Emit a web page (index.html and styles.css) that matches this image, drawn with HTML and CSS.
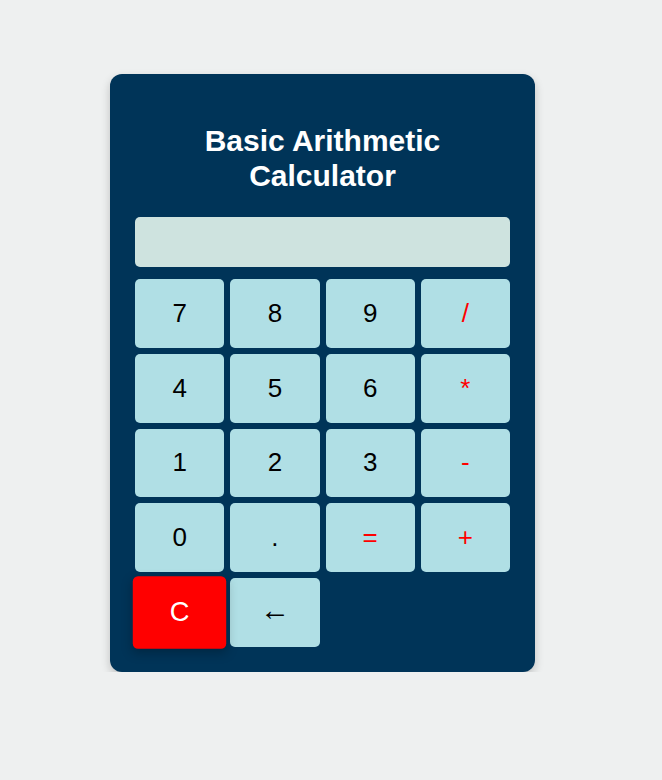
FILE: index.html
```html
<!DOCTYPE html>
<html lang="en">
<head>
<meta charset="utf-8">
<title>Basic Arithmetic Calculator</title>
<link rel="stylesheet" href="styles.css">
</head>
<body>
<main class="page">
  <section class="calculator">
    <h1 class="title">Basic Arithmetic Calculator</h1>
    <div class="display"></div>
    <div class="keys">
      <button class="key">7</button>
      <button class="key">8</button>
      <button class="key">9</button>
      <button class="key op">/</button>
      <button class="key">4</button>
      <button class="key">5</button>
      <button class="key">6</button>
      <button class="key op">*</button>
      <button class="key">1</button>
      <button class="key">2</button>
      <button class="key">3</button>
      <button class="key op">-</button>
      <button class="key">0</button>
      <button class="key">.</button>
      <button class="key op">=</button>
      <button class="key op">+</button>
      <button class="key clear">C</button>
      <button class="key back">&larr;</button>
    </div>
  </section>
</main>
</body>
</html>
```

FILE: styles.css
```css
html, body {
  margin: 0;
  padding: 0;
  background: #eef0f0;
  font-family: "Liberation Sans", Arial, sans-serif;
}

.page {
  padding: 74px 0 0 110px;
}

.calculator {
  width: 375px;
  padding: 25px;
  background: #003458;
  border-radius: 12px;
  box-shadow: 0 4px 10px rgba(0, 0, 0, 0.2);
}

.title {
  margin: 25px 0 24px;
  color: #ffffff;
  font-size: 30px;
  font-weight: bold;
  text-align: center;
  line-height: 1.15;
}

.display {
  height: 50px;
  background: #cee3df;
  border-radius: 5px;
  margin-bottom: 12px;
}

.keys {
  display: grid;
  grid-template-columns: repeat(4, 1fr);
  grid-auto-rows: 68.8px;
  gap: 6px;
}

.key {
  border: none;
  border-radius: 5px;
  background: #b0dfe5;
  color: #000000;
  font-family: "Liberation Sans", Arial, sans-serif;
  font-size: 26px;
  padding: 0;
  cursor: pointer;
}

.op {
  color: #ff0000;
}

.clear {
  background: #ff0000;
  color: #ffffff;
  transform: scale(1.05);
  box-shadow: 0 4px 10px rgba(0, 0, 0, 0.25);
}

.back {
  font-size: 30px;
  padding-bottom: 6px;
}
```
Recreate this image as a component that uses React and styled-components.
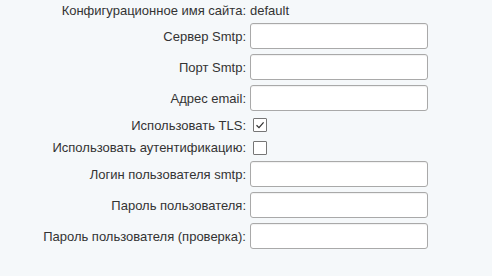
------------------------------
--- INSTRUCTIONS FOR THE TASK ---
Select and copy each line from the data that includes the word "index".

--- EXERCISE RESULT ---
Emit a web page (index.html and styles.css) that matches this image, drawn with HTML and CSS.
FILE: index.html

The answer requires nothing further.